Kansas and Missouri aim to pass laws banning transgender athletes from womens’ sports

Recent bills regarding transgender athletes in Kansas and Missouri have drawn ire from activists. (Photo by Flavia Jacquier from Pexels)

Allison Harris

Kansas and Missouri’s state lawmaking bodies are both seeking to ban transgender athletes from competing in girls’ school sports. The proposed ban and similar laws are currently sweeping the nation’s state and local legislatures. The Human Rights Campaign is tracking the progress of 22 bills in 17 states that limit transgender athletes’ participation in school sports.

Citing a perceived unfair athletic advantage for transgender women who compete against cisgender women, both Kansas and Missouri’s bills would require trans women to compete on mens teams, regardless of their social or medical transition.

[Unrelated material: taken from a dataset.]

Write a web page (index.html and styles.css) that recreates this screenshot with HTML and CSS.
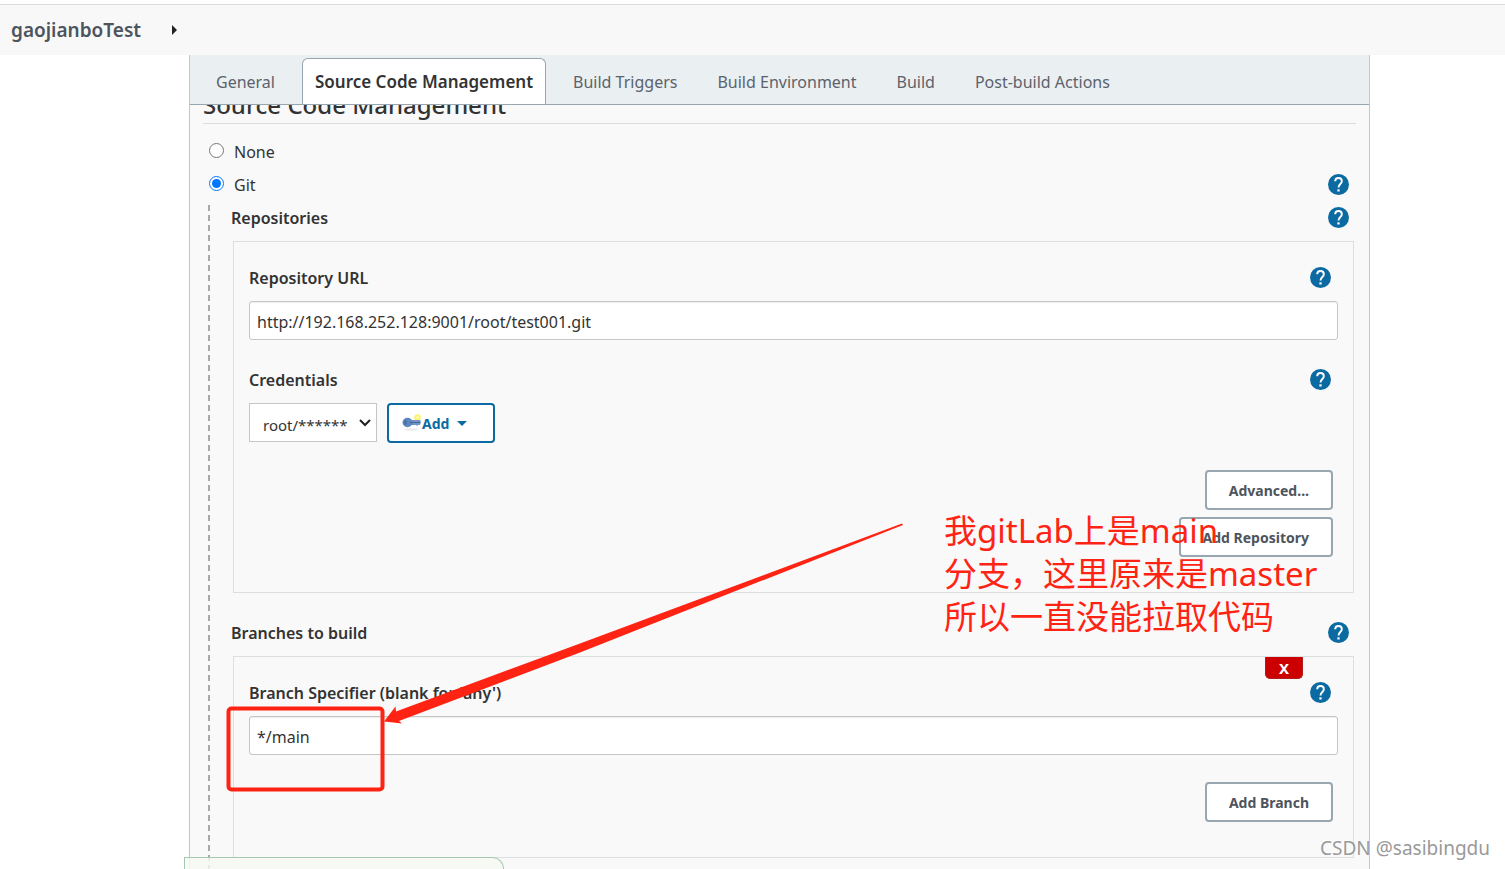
FILE: index.html
```html
<!DOCTYPE html>
<html lang="en">
<head>
<meta charset="utf-8">
<title>gaojianboTest Config</title>
<link rel="stylesheet" href="styles.css">
</head>
<body>
<svg width="0" height="0" class="defs" aria-hidden="true">
  <symbol id="help" viewBox="0 0 24 24"><path fill="#0b6aa2" d="M12 0a12 12 0 1 0 0 24 12 12 0 0 0 0-24z"/><path fill="none" stroke="#fff" stroke-width="2.2" d="M8.2 8.4C8.2 6 9.800 4.600 12 4.600s3.800 1.400 3.800 3.700c0 2.900-3.800 3.400-3.800 7"/><path fill="#fff" d="M10.700 17.500h2.600v2.500h-2.600z"/></symbol>
</svg>
<div class="page">
  <header class="breadcrumbs">
    <a href="#" class="crumb">gaojianboTest</a>
    <svg class="crumb-arrow" viewBox="0 0 5 10"><path fill="#222" d="M0 0l5 5-5 5z"/></svg>
  </header>
  <main class="panel">
    <nav class="tabs">
      <a href="#" class="tab">General</a>
      <a href="#" class="tab active">Source Code Management</a>
      <a href="#" class="tab">Build Triggers</a>
      <a href="#" class="tab">Build Environment</a>
      <a href="#" class="tab">Build</a>
      <a href="#" class="tab">Post-build Actions</a>
    </nav>
    <form class="config">
      <div class="heading-clip"><h2 class="heading">Source Code Management</h2></div>
      <div class="row radio-row first"><input type="radio" name="scm" id="none"><label for="none">None</label></div>
      <div class="row radio-row"><input type="radio" name="scm" id="git" checked><label for="git">Git</label>
        <button type="button" class="help" aria-label="Help for Git"><svg><use href="#help"/></svg></button></div>
      <div class="nested">
        <div class="row"><span class="label">Repositories</span>
          <button type="button" class="help" aria-label="Help for Repositories"><svg><use href="#help"/></svg></button></div>
        <section class="box">
          <div class="row"><label class="label" for="url">Repository URL</label>
            <button type="button" class="help" aria-label="Help for Repository URL"><svg><use href="#help"/></svg></button></div>
          <input class="text" id="url" type="text" value="http://192.168.252.128:9001/root/test001.git">
          <div class="row spaced"><label class="label" for="cred">Credentials</label>
            <button type="button" class="help" aria-label="Help for Credentials"><svg><use href="#help"/></svg></button></div>
          <div class="credentials">
            <div class="select-wrap">
              <select id="cred"><option>root/******</option></select>
              <svg class="chevron" viewBox="0 0 12 8"><path fill="none" stroke="#222" stroke-width="2" d="M1 1l5 5 5-5"/></svg>
            </div>
            <button type="button" class="btn btn-add">
              <svg class="key" viewBox="0 0 20 18"><ellipse cx="9" cy="15.500" rx="7" ry="1.300" fill="#ececec"/><circle cx="15.500" cy="3.500" r="3.300" fill="#fbf36a"/><circle cx="15.500" cy="3.500" r="1.300" fill="#fffbc0"/><path fill="#6f95c9" d="M7 6h11l1 2-1 3h-2l-1 1-1-1H7z"/><ellipse cx="5.500" cy="8.500" rx="5" ry="4.700" fill="#5b86c0"/><ellipse cx="3.500" cy="8.500" rx="1.500" ry="2.500" fill="#4a70a6"/><path stroke="#46658f" d="M8 8.500h10"/></svg>
              Add
              <svg class="caret" viewBox="0 0 10 5"><path fill="#0b6aa2" d="M0 0h10L5 5z"/></svg>
            </button>
          </div>
          <div class="actions"><button type="button" class="btn">Advanced...</button><button type="button" class="btn">Add Repository</button></div>
        </section>
        <div class="row spaced"><span class="label">Branches to build</span>
          <button type="button" class="help" aria-label="Help for Branches to build"><svg><use href="#help"/></svg></button></div>
        <section class="box">
          <button type="button" class="delete">X</button>
          <div class="row"><label class="label" for="branch">Branch Specifier (blank for 'any')</label>
            <button type="button" class="help" aria-label="Help for Branch Specifier"><svg><use href="#help"/></svg></button></div>
          <input class="text" id="branch" type="text" value="*/main">
          <div class="actions"><button type="button" class="btn">Add Branch</button></div>
        </section>
      </div>
    </form>
  </main>
  <div class="save-bar"></div>
  <svg class="marks" width="920" height="820" aria-hidden="true">
    <rect x="228.500" y="708.500" width="154" height="81" rx="3" fill="none" stroke="#ff2314" stroke-width="4"/>
    <path fill="#ff2314" d="M902 523.500L903 525 580 652.500 399 721 402 723.500 384 721.500 395.500 706.500 396 711.500 580 643.500z"/>
  </svg>
  <p class="note" lang="zh">我gitLab上是main<br>分支，这里原来是master<br>所以一直没能拉取代码</p>
  <div class="watermark">CSDN @sasibingdu</div>
</div>
</body>
</html>
```
FILE: styles.css
```css
* { box-sizing: border-box; }
body {
  margin: 0;
  background: #fff;
  color: #333;
  font-family: "Noto Sans", "Open Sans", sans-serif;
  font-size: 16px;
  line-height: 24px;
}
a { text-decoration: none; }
button, input, select { font-family: inherit; color: inherit; margin: 0; }
.defs { position: absolute; }
.page {
  position: relative;
  display: flex;
  flex-direction: column;
  height: 100vh;
  min-height: 869px;
  overflow: hidden;
  padding-top: 4px;
}
.breadcrumbs {
  display: flex;
  align-items: center;
  gap: 31px;
  padding: 13px 11px;
  border-top: 1px solid #d9dbdf;
  background: #f8f8f8;
}
.crumb { font-size: 19px; font-weight: 600; color: #4d545d; }
.crumb-arrow { width: 5px; height: 10px; }
.panel {
  flex: 1;
  margin: 0 135px 0 189px;
  border: solid #c4c7ca;
  border-width: 0 1px;
  background: #f9f9f9;
}
.tabs {
  display: flex;
  align-items: flex-end;
  height: 50px;
  padding: 0 12px;
  background: #eaeff2;
  border-bottom: 1px solid #98a6b0;
}
.tab {
  padding: 11px 20px 10px;
  color: #5c626b;
  white-space: nowrap;
}
.tab:first-child { padding-left: 14px; }
.tab.active {
  margin: 0 7px;
  padding: 11px 12px 10px;
  border: 1px solid #98a6b0;
  border-bottom: 0;
  border-radius: 6px 6px 0 0;
  background: #fff;
  color: #333;
  font-size: 17px;
  font-weight: 600;
}
.config { padding: 0 13px; }
.heading-clip {
  display: flex;
  align-items: flex-end;
  height: 19px;
  overflow: hidden;
  border-bottom: 1px solid #dcdcdc;
}
.heading { margin: 0; font-size: 24px; font-weight: 500; line-height: 36px; }
.row {
  display: flex;
  align-items: center;
  height: 33px;
  padding-bottom: 2px;
}
.first { margin-top: 12px; }
.radio-row input { width: 15px; height: 15px; margin: 0 10px 2px 6px; accent-color: #0075ff; }
.spaced { margin-top: 24px; }
.label { font-weight: 600; }
.help {
  width: 21px;
  height: 21px;
  margin: 0 7px 0 auto;
  padding: 0;
  border: 0;
  background: none;
}
.help svg { display: block; width: 21px; height: 21px; }
.nested {
  padding-left: 28px;
  background: repeating-linear-gradient(#a8a8a8 0 6px, transparent 6px 10px) 5px 3px / 2px 100% no-repeat;
  padding-bottom: 20px;
}
.box {
  position: relative;
  margin: 6px 2px 0;
  padding: 20px 15px 35px;
  border: 1px solid #dcdfe0;
}
.text {
  display: block;
  width: 100%;
  height: 39px;
  margin-top: 6px;
  padding: 3px 7px 0;
  border: 1px solid #c6c6c6;
  border-radius: 3px;
  background: #fff;
  box-shadow: inset 0 1px 1px #eee;
  font-size: 16px;
}
.credentials { display: flex; gap: 10px; margin-top: 6px; }
.select-wrap { position: relative; }
.select-wrap select {
  appearance: none;
  width: 128px;
  height: 39px;
  padding: 5px 13px 0;
  border: 1px solid #c6c6c6;
  border-radius: 0;
  background: #fff;
  font-size: 15px;
}
.chevron { position: absolute; right: 6px; top: 16px; width: 12px; height: 8px; pointer-events: none; }
.btn {
  height: 40px;
  padding: 0 22px;
  border: 2px solid #98a6b0;
  border-radius: 4px;
  background: #fff;
  color: #4d545d;
  font-size: 14px;
  font-weight: 700;
}
.btn-add {
  display: flex;
  align-items: center;
  width: 108px;
  padding: 0 13px;
  border-color: #0b6aa2;
  color: #0b6aa2;
}
.key { width: 20px; height: 18px; }
.caret { width: 10px; height: 5px; margin-left: 8px; }
.actions {
  display: flex;
  flex-direction: column;
  align-items: flex-end;
  gap: 7px;
  margin: 27px 5px 0 0;
}
.delete {
  position: absolute;
  top: 0;
  right: 50px;
  width: 38px;
  height: 22px;
  padding: 0;
  border: 1px solid #b31b1b;
  border-top: 0;
  border-radius: 0 0 5px 5px;
  background: #c00;
  color: #fff;
  font-size: 15px;
  font-weight: 700;
  line-height: 20px;
}
.save-bar {
  position: absolute;
  left: 184px;
  bottom: 0;
  width: 320px;
  height: 12px;
  border: 1px solid #a3c9b1;
  border-bottom: 0;
  border-radius: 0 12px 0 0;
  background: rgba(246, 250, 242, .8);
}
.marks { position: absolute; left: 0; top: 0; pointer-events: none; }
.note {
  position: absolute;
  left: 944px;
  top: 509px;
  margin: 0;
  color: #ff2314;
  font-family: "Noto Sans", "Noto Sans CJK SC", sans-serif;
  font-size: 33px;
  line-height: 43px;
  white-space: nowrap;
}
.watermark {
  position: absolute;
  right: 15px;
  bottom: 9px;
  color: #999;
  font-size: 19px;
  text-shadow: -1px -1px 0 #fff;
}
```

However, Missouri’s bill would allow transgender men athletes to compete on the team of their choice. 

The Kansas Senate voted 24-10 in support of the bill barring transgender girls from competing on girls’ teams, however Gov. Laura Kelly is likely to veto the bill if it passes the Republican-controlled lower chamber. Missouri’s bill is currently in committee, and is predicted to go to the House floor for a vote. 

“We know from lots of experience in other states that when you implement these kinds of regressive social policies that you significantly decrease the ability to attract businesses here,” Kelly said on the potential financial impacts of this bill becoming law. “Businesses want us to be inclusive.”

While 22 bills limiting trans student athletes are in the works across the country, only Tennessee and Idaho have successfully passed their laws, the latter of which was quickly suspended by a district court. 

United States professional soccer player Megan Rapinoe spoke out against lawmakers that seek to exclude transgender athletes. 

“As a member of the LGBTQ+ community, I firmly stand with the trans family,” Rapinoe said in a testimony before Congress. “As someone who has played sports with someone who is trans, I can assure you, all is well, nothing is spontaneously combusting.” 

UMKC student and SGA Comptroller Kole Keeney said that people concerned with fairness shouldn’t focus on gender as a way to divide.

“Our bodies are already heavily policed in sports, it’s a big reason [why] myself as well as so many other trans youth stop playing sports they once excelled in after coming out.” said Keeney. “It’s a shame, because sports can help people build incredibly important skills, both physically and interpersonally. Height or weight classes should be instituted to promote fairness and competition.” 

“In reality, the people pushing for these things just want to prohibit us from one more thing,” Keeney said.